Parmi les nouveaux venus, on retrouve Tyr, l’homologue nordique de Kratos. Résigné et pacifiste, le Dieu de la Guerre scandinave raconté comme une légende dans le premier volet a perdu de sa superbe après une longue période d’incarcération. Ses prises de positions à contre-courant et son charisme effacé en font une voix atypique au milieu de ce petit monde. D’autres personnages mythologiques s’invitent à la fête, comme le gardien d’Yggdrasil, l’écureuil parlant Ratatoskr. S’il endosse plus le rôle de pourvoyeur de quêtes annexes, il reste un compagnon additionnel intéressant, d’autant plus qu’il ne prend pas réellement part à la guerre entre Kratos et Odin.
Toi, le Freyr que je n’ai jamais eu
Si God of War allait à l’économie sur le Panthéon nordique, Ragnarök ne se prive pas, lui, de tartiner du divin sans véritable retenue. En même temps, qui pourrait le blâmer quand on joue à raconter la fin du monde… Autre figure importante, Freyr, le frère de Freya viendra cabotiner dans l’aventure. Accompagné de son clan de bras cassés venus de tous horizons, cette figure de la résistance à Odin se positionne comme un leader au cœur léger et propose un havre de paix aux immigrés de tous les Royaumes. Dans la luxuriance verte de Vanaheim, il abrite les rescapés de chaque sphère. Anciens ennemis s’y retrouvent et dépassent leurs différences.

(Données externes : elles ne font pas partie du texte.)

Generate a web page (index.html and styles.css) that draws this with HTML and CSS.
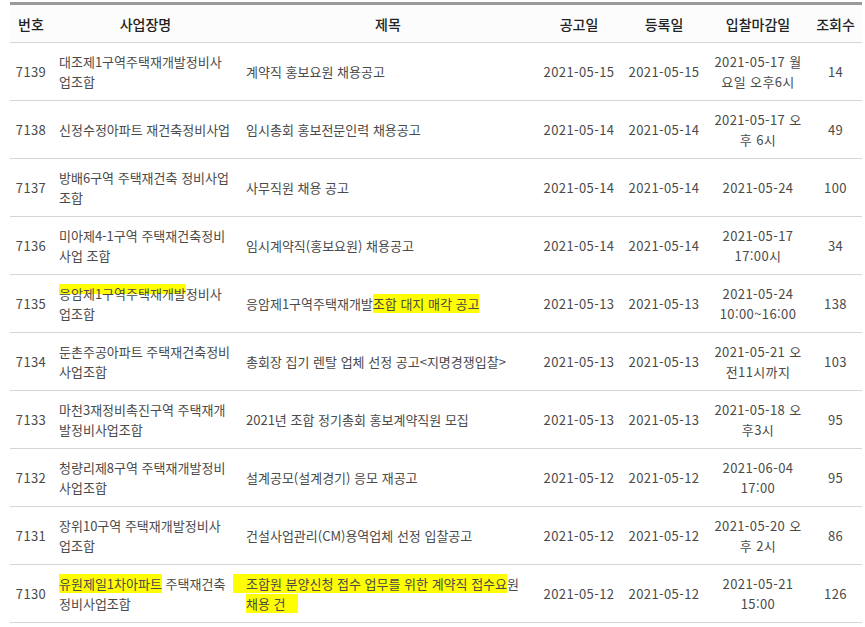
FILE: index.html
```html
<!DOCTYPE html>
<html lang="ko">
<head>
<meta charset="utf-8">
<title>입찰공고</title>
<link rel="stylesheet" href="styles.css">
</head>
<body>
<table class="board">
  <colgroup>
    <col class="c-no"><col class="c-org"><col class="c-title"><col class="c-date"><col class="c-date2"><col class="c-due"><col class="c-view">
  </colgroup>
  <thead>
    <tr>
      <th>번호</th><th>사업장명</th><th>제목</th><th>공고일</th><th>등록일</th><th>입찰마감일</th><th>조회수</th>
    </tr>
  </thead>
  <tbody>
    <tr>
      <td class="num">7139</td><td class="kr">대조제1구역주택재개발정비사<br>업조합</td><td class="kr">계약직 홍보요원 채용공고</td><td class="num">2021-05-15</td><td class="num">2021-05-15</td><td class="num">2021-05-17 월<br>요일 오후6시</td><td class="num">14</td>
    </tr>
    <tr>
      <td class="num">7138</td><td class="kr">신정수정아파트 재건축정비사업</td><td class="kr">임시총회 홍보전문인력 채용공고</td><td class="num">2021-05-14</td><td class="num">2021-05-14</td><td class="num">2021-05-17 오<br>후 6시</td><td class="num">49</td>
    </tr>
    <tr>
      <td class="num">7137</td><td class="kr">방배6구역 주택재건축 정비사업<br>조합</td><td class="kr">사무직원 채용 공고</td><td class="num">2021-05-14</td><td class="num">2021-05-14</td><td class="num">2021-05-24</td><td class="num">100</td>
    </tr>
    <tr>
      <td class="num">7136</td><td class="kr">미아제4-1구역 주택재건축정비<br>사업 조합</td><td class="kr">임시계약직(홍보요원) 채용공고</td><td class="num">2021-05-14</td><td class="num">2021-05-14</td><td class="num">2021-05-17<br>17:00시</td><td class="num">34</td>
    </tr>
    <tr>
      <td class="num">7135</td><td class="kr"><span class="mark-top">응암제1구역주택재개발</span>정비사<br>업조합</td><td class="kr">응암제1구역주택재개발<span class="mark">조합 대지 매각 공고</span></td><td class="num">2021-05-13</td><td class="num">2021-05-13</td><td class="num">2021-05-24<br>10:00~16:00</td><td class="num">138</td>
    </tr>
    <tr>
      <td class="num">7134</td><td class="kr">둔촌주공아파트 주택재건축정비<br>사업조합</td><td class="kr">총회장 집기 렌탈 업체 선정 공고&lt;지명경쟁입찰&gt;</td><td class="num">2021-05-13</td><td class="num">2021-05-13</td><td class="num">2021-05-21 오<br>전11시까지</td><td class="num">103</td>
    </tr>
    <tr>
      <td class="num">7133</td><td class="kr">마천3재정비촉진구역 주택재개<br>발정비사업조합</td><td class="kr">2021년 조합 정기총회 홍보계약직원 모집</td><td class="num">2021-05-13</td><td class="num">2021-05-13</td><td class="num">2021-05-18 오<br>후3시</td><td class="num">95</td>
    </tr>
    <tr>
      <td class="num">7132</td><td class="kr">청량리제8구역 주택재개발정비<br>사업조합</td><td class="kr">설계공모(설계경기) 응모 재공고</td><td class="num">2021-05-12</td><td class="num">2021-05-12</td><td class="num">2021-06-04<br>17:00</td><td class="num">95</td>
    </tr>
    <tr>
      <td class="num">7131</td><td class="kr">장위10구역 주택재개발정비사<br>업조합</td><td class="kr">건설사업관리(CM)용역업체 선정 입찰공고</td><td class="num">2021-05-12</td><td class="num">2021-05-12</td><td class="num">2021-05-20 오<br>후 2시</td><td class="num">86</td>
    </tr>
    <tr>
      <td class="num">7130</td><td class="kr"><span class="mark">유원제일1차아파트</span> 주택재건축<br>정비사업조합</td><td class="kr"><span class="mark mark-lead">조합원 분양신청 접수 업무를 위한 계약직 접수요</span>원<br><span class="mark mark-tail">채용 건</span></td><td class="num">2021-05-12</td><td class="num">2021-05-12</td><td class="num">2021-05-21<br>15:00</td><td class="num">126</td>
    </tr>
  </tbody>
</table>
</body>
</html>
```

FILE: styles.css
```css
html, body {
  background: #ffffff;
}
body {
  margin: 2px 0 0 10px;
  font-family: "Noto Sans CJK KR", "Noto Sans", sans-serif;
  font-size: 13px;
  color: #4a4a4a;
}
.board {
  width: 852px;
  border-collapse: collapse;
  table-layout: fixed;
  border-top: 3px solid #9a9a9a;
}
.c-no { width: 42px; }
.c-org { width: 187px; }
.c-title { width: 298px; }
.c-date { width: 84px; }
.c-date2 { width: 86px; }
.c-due { width: 102px; }
.c-view { width: 53px; }

.board th {
  height: 37px;
  padding: 0;
  background: #fcfcfc;
  color: #222222;
  font-size: 14px;
  font-weight: 500;
  text-align: center;
  border-bottom: 1px solid #d6d6d6;
}
.board td {
  height: 57px;
  padding: 0 7px;
  line-height: 20px;
  vertical-align: middle;
  border-bottom: 1px solid #d6d6d6;
  white-space: nowrap;
  overflow: visible;
}
.board td.num {
  text-align: center;
  padding: 0 2px;
  letter-spacing: 0.4px;
}
.board td.kr {
  text-align: left;
}
.mark {
  background: #ffff00;
}
.mark-top {
  background: linear-gradient(#ffff00, #ffff00) no-repeat 0 0 / 100% 55%;
}
.mark-lead {
  margin-left: -13px;
  padding-left: 13px;
}
.mark-tail {
  padding-right: 12px;
}
```
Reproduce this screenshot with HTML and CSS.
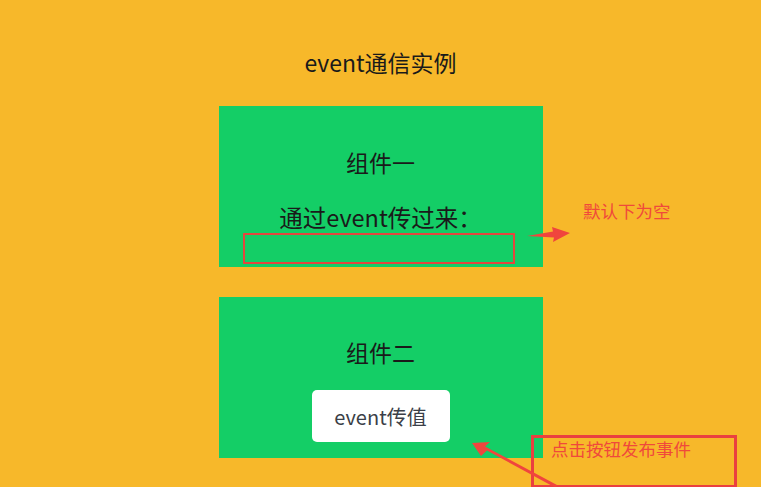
FILE: index.html
```html
<!DOCTYPE html>
<html lang="zh-CN">
<head>
    <meta charset="UTF-8">
    <meta name="viewport" content="width=device-width, initial-scale=1.0">
    <title>event通信实例</title>
    <link rel="stylesheet" href="styles.css">
</head>
<body>
    <div class="app">
        <h2 class="title">event通信实例</h2>

        <div class="card">
            <h3>组件一</h3>
            <p class="label">通过event传过来：</p>
            <div class="result" id="result"></div>
        </div>

        <div class="card second">
            <h3>组件二</h3>
            <button class="send" id="send">event传值</button>
        </div>

        <!-- notes drawn on top of the demo -->
        <div class="note note-empty">默认下为空</div>
        <div class="note-box"></div>
        <div class="note note-click">点击按钮发布事件</div>
        <svg class="arrows" width="761" height="487" viewBox="0 0 761 487">
            <polygon points="527,236 553,231.5 552,227 570,233 553,242 554,237.5" fill="#f0453d"/>
            <polygon points="556,488 487,450.5 481,456 472,443 490,442 485,446.5 557,485" fill="#f0453d"/>
        </svg>
    </div>

    <script>
    document.getElementById("send").addEventListener("click", function() {
        document.getElementById("result").innerText = "hello event";
    });
    </script>
</body>
</html>
```

FILE: styles.css
```css
body {
    margin: 0;
    background: #fff;
    font-family: "Noto Sans CJK SC", "Noto Sans", sans-serif;
}
.app {
    position: relative;
    height: 487px;
    background: #f7b82a;
    display: flex;
    flex-direction: column;
    align-items: center;
    overflow: hidden;
}
.title {
    margin: 46px 0 28px;
    font-size: 23px;
    font-weight: normal;
    line-height: 32px;
    color: #1a1a1a;
}
.card {
    width: 324px;
    height: 161px;
    box-sizing: border-box;
    background: #14ce66;
    padding-top: 40px;
    display: flex;
    flex-direction: column;
    align-items: center;
}
.card h3 {
    margin: 0;
    font-size: 23px;
    font-weight: normal;
    line-height: 32px;
    color: #1a1a1a;
}
.label {
    margin: 24px 0 1px;
    font-size: 23.5px;
    line-height: 30px;
    color: #1a1a1a;
}
.result {
    align-self: flex-start;
    margin-left: 24px;
    width: 272px;
    height: 31px;
    box-sizing: border-box;
    border: 2.5px solid #e5463e;
    font-size: 16px;
    line-height: 26px;
    text-align: center;
}
.second {
    margin-top: 30px;
    padding-top: 39px;
}
.send {
    margin-top: 22px;
    width: 138px;
    height: 52px;
    border: none;
    border-radius: 5px;
    background: #fff;
    color: #3b3f48;
    font-family: inherit;
    font-size: 20px;
    cursor: pointer;
}
.note {
    position: absolute;
    color: #f0493b;
    font-size: 17.5px;
    line-height: 24px;
}
.note-empty {
    left: 583px;
    top: 199px;
}
.note-click {
    left: 551px;
    top: 437px;
}
.note-box {
    position: absolute;
    left: 531px;
    top: 435px;
    width: 206px;
    height: 53px;
    box-sizing: border-box;
    border: 3px solid #ea4040;
}
.arrows {
    position: absolute;
    left: 0;
    top: 0;
}
```
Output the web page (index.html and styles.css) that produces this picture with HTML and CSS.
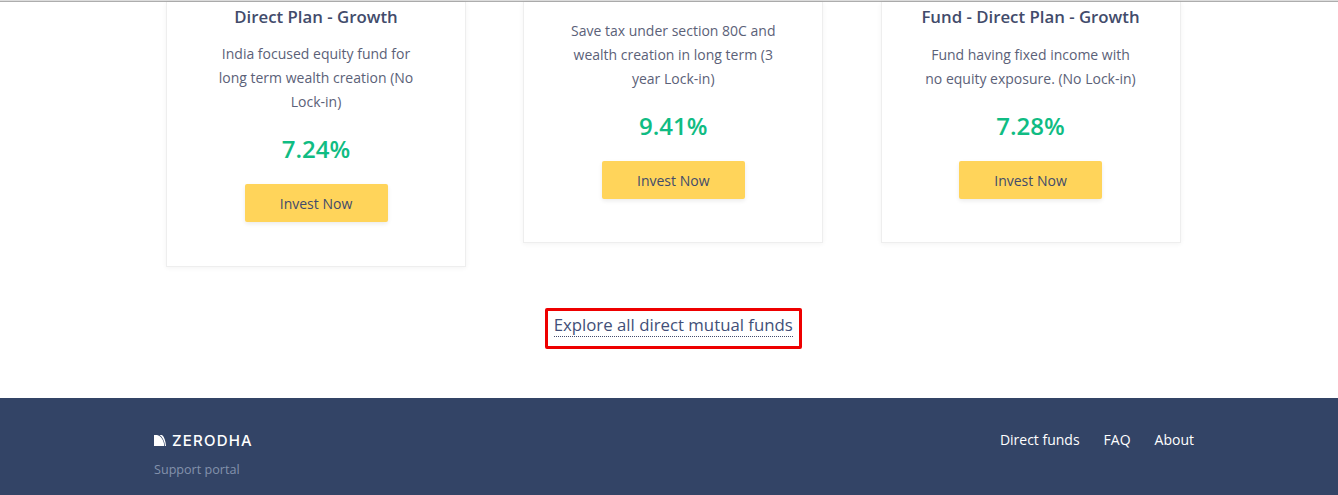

Si de prime abord Freyr peut sembler faible ou comme manquant de charisme, je rappellerai seulement qu’il faut se méfier de l’eau qui dort, car Santa Monica s’amuse beaucoup à surprendre les joueurs. En plus de Vanaheim, Ragnarök vous replonge dans certains Royaumes déjà visités en 2018. Alfheim, le monde des Elfes, vous invite par exemple à découvrir les conséquences de vos actions passées. Le scénario vous convie une nouvelle fois dans les glaces de Niflheim, dans la chaleur des défis de Muspelheim ou dans le monde des âmes de Helheim. Bien entendu, vous n’atterrirez pas aux mêmes endroits que précédemment, mais ce retour est convainquant à chaque fois.
Ça Fenrir les oiseaux
D’autres zones encore sont revisitées et proposent un paysage bien différent de nos souvenirs. Cet hiver total et absolu qui recouvre le monde a grandement changé Midgard. Dites au revoir au canoë du Lac des Neuf – même si d’autres contrées abritent toujours des zones humides : ces terres sont aujourd’hui gelées et abandonnées. Le level design général est plus étendu, moins resserré, et par conséquent moins surprenant, même s’il reste appliqué et immersif. Un traîneau tiré par des loups remplace la pagaie, et vos points de repères seront entièrement chamboulés.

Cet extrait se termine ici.